Graphs in today’s summary will show that the rate of global warming has been remarkably constant — about 0.18 degrees Centigrade per decade — since 1975. So, any news report that “U.N. panel says the planet is warming at an increasing rate” (and there will be many) will be dead wrong.

For more than a century, it has been known that increasing the atmospheric concentration of carbon dioxide will eventually lead to a warming of surface temperatures, concentrated more in winter than summer, and more in mid and high‐​latitudes over land. That’s exactly what’s been observed for years, as is a global cooling of the stratosphere, another prediction of greenhouse theory.

More interesting, and, again, less newsy, is that the communal behavior of the dozens of computer models for future climate also predicts a constant (rather than an increasing) rate of warming.

That means that unless the collective conclusions of all of the models is wrong, we can confidently estimate a warming of about 1.8 degrees Centigrade from 2000 to 2100. That’s very near the low end of the range of projections released today. The fact that the most logical distillation of observed and predicted warming yields such a modest heating should be reassuring, rather than alarming.

The new estimate for maximum rise in sea level, assuming a middle‐​of‐​the‐​road estimate for carbon dioxide changes, is going to be lower than in previous IPCC reports. The last figure I saw was around 17 inches by 2100, down 40 percent from their previously estimated maximum.

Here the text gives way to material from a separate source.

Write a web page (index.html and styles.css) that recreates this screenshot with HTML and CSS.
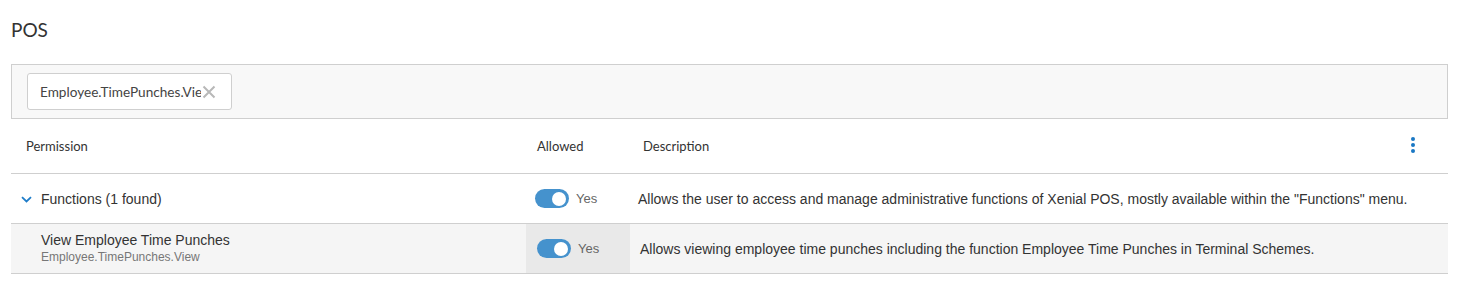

A small, but very vocal, band of extremists have been hawking a doomsday scenario, in which Greenland suddenly melts, raising sea levels 12 feet or more by 2100. While this forecast enjoys no real support in the traditionally refereed scientific literature, it is repeated everywhere, and its supporters are already claiming that the IPCC — the self‐​proclaimed “consensus of scientists” — is now wrong because it has toned down its projections of doom and gloom.

But the integrated warming of southern Greenland (the region that sheds ice) was much greater for several decades in the early and mid‐​20th century than in the last decade. In fact, with the exception of one year (2003), Greenland’s recent temperatures aren’t particularly unusual, nor is its rate of ice loss.

As measured recently by satellite, and published in Science magazine, Greenland is losing .0004 percent of its ice per year, or 0.4 percent per century. All modern computer models require nearly 1,000 years of carbon concentrations three times what they are today to melt the majority of Greenland’s ice. Does anyone seriously believe we will be a fossil‐​fuel powered society in, say, the year 2500?

In summary, what’s not new in today’s IPCC report — that humans are warming the planet — will be treated as big news, while what is new — that sea levels are not likely to rise as much as previously predicted — will be ignored, at least by everyone except the extremist fringe.